LIBERTAD RELIGIOSA Y LAICIDAD.
La noticia de la renuncia a legislar sobre la libertad religiosa ha sido saludada con alivio y hasta con alegría, como si se tratara de una victoria, por ciertos sectores dentro de la Iglesia. Esta opinión merece ser reflexionada sobre todo si quienes la sostienen parecen actuar como si las cosas no hubiesen cambiado en España desde hace treinta años. Esta postura, que puede ser comprensible desde un punto de vista, digamos, práctico, no lo es desde un punto de vista intelectual. Pretender guarecerse permanentemente tras los Acuerdos con la Santa Sede de 1979 y tras la Ley de Libertad Religiosa de 1980, para no admitir o ni siquiera ver los cambios que se han producido en la sociedad española y en el seno de la propia Iglesia puede ser una conducta entendible, ha de insistirse, desde una perspectiva práctica pero no aceptable intelectualmente. Sería, en definitiva, negar una realidad, la de los cambios sociales producidos, que puede caer, que cae ya, sobre nosotros sin capacidad de asimilación ni de reacción.
El debate sobre la libertad religiosa, la laicidad y la definición del papel del Estado en su relación con el hecho religioso es inevitable y no puede despacharse con posiciones maximalistas y poco matizadas, aparentemente seguras y firmes, como las que muchos practican en el seno de la Iglesia. Por ejemplo, la calificación sin más de la secularización como grave problema puede inducir en ocasiones más a la confusión que a la claridad. Si no se explica o no se matiza esta afirmación, no es extraño que algunos crean que el rechazo de la secularización actual en España equivale a cierta añoranza de aquella España «religiosa» —católica, por supuesto— del franquismo y el nacionalcatolicismo. Quizá haya que dar la razón al islamista Oliver Roy cuando sostiene que la secularización no implica necesariamente un conflicto ni siquiera un divorcio con lo religioso. En su opinión, una sociedad secularizada puede seguir estando en sintonía con la cultura y los valores religiosos. Comenzar por admitir esto tal vez nos venga bien como católicos para replantearnos nuestro lugar y nuestro papel en un mundo inevitablemente secularizado.
Hace unas semanas el sacerdote Manuel María Bru hizo una llamada a la práctica de la «sana laicidad», esa a la que se refiere de forma insistente (y clarividente) Benedicto XVI y que tiene su origen en el Concilio Vaticano II. Y es que ciertamente olvidamos muchas veces que a esta sana laicidad estamos llamados también nosotros, los católicos, no sólo los «otros», el Estado y quienes no lo son.

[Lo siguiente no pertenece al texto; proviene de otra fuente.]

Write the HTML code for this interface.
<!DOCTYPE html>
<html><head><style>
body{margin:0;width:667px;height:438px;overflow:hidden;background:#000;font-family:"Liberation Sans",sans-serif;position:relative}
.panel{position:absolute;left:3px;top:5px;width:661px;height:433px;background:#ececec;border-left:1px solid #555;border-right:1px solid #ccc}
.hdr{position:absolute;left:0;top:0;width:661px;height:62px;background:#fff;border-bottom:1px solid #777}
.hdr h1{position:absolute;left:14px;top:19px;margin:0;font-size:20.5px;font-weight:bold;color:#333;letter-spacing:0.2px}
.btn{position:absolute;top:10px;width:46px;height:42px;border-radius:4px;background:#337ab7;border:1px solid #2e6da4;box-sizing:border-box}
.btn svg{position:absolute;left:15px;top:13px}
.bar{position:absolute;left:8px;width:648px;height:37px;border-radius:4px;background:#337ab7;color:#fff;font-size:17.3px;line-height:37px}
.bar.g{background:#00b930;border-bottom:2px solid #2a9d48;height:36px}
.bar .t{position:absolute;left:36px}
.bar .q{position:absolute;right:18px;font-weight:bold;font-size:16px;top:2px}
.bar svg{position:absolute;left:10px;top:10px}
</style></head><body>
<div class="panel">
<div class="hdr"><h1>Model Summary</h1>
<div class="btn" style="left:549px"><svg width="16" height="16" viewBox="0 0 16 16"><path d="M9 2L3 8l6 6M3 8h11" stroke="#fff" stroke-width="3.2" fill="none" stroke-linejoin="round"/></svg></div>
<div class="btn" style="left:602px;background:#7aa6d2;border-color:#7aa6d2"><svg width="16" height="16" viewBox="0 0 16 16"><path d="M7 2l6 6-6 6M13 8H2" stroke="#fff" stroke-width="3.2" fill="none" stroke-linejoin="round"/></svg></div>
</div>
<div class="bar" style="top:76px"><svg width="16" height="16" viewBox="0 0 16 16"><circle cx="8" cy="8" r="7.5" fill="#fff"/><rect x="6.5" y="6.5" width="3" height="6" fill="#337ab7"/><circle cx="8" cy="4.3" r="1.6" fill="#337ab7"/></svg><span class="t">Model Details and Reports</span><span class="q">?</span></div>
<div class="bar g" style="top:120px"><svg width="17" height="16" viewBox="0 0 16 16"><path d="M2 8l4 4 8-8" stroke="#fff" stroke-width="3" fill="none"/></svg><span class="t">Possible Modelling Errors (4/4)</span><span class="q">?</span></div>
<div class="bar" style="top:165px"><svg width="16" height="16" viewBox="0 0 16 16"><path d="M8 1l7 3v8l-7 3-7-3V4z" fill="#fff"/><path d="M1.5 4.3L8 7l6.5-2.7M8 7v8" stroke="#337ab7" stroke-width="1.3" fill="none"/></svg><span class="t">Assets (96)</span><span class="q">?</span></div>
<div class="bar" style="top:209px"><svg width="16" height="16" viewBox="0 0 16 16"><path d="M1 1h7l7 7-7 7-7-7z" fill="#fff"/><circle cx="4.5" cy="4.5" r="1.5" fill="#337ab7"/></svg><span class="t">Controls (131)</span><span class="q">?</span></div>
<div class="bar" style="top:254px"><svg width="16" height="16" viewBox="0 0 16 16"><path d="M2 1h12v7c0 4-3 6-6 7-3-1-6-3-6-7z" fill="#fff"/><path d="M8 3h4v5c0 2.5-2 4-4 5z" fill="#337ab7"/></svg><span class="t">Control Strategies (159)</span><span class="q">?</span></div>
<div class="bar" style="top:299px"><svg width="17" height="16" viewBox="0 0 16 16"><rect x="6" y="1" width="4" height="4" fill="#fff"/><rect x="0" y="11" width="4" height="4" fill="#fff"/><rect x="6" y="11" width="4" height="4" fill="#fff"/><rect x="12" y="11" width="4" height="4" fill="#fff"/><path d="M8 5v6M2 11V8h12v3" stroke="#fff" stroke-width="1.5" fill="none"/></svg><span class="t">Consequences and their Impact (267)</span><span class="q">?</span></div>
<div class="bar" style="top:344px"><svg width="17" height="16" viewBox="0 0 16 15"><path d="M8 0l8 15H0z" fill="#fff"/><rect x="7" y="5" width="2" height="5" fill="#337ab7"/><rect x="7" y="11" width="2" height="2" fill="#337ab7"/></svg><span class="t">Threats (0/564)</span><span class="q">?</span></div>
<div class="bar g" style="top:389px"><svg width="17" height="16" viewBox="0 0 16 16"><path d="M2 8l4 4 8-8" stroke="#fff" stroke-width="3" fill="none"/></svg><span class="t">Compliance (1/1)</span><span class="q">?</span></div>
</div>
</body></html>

Sólo así, reconociendo el mundo y sus cambios, respetando «la legítima autonomía de las realidades terrenas», como concluyó el Concilio, estaremos en condiciones de ofrecer, —y no de imponer, como a veces puede parecer— ese Dios «que es amor y que quiere la felicidad de todos los hombres».

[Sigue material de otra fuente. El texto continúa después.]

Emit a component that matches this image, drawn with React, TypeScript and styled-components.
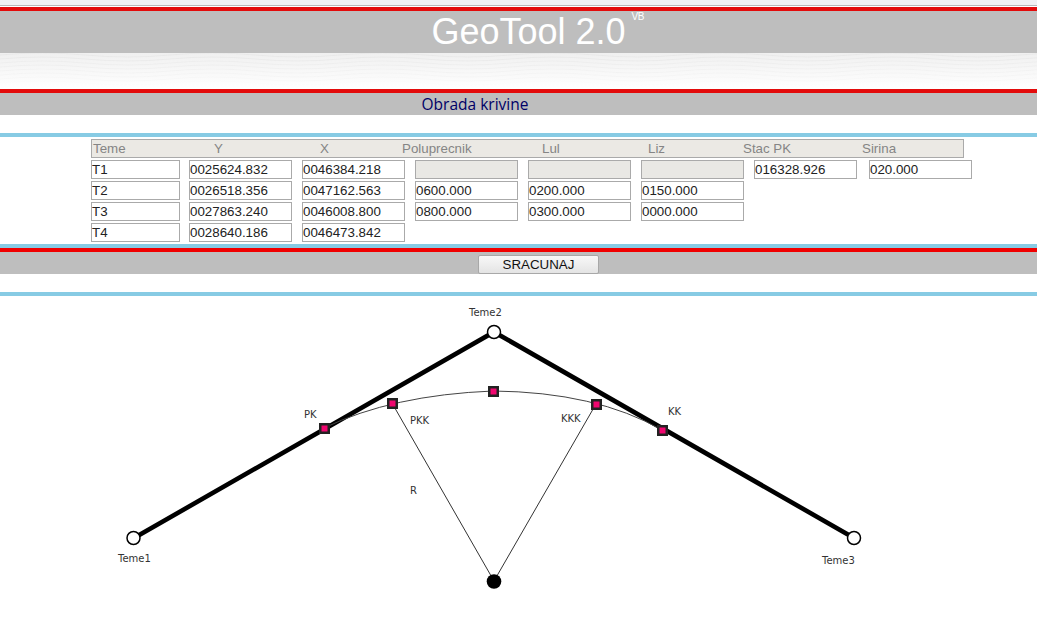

Este reportaje ha sido publicado en ABC (diario de derechas y católico, donde los haya) por César Hornero y donde demuestra que los laicistas no católicos no estamos equivocados en nuestros planteamientos de separar completamente la iglesia católica y la que sea del Estado y que cada una de las confesiones religiosas existentes en España se las apañe como pueda con las ayudas económicas y espirituales de sus fieles y no con el dinero de todos los españoles, seamos católicos o no. Que la religión se saque de las escuelas públicas concertadas y el que la quiera que se la pague de su bolsillo y fuera del recinto escolar, es decir, en la iglesia, sinagoga, mezquita, etc.
No estaría más que este artículo se lo leyesen muchos de los que se dicen católicos y que piensen que la vida no gira en torno a la religión sino en torno a la vida misma con los aditamentos que se quieran imponer cada uno libremente.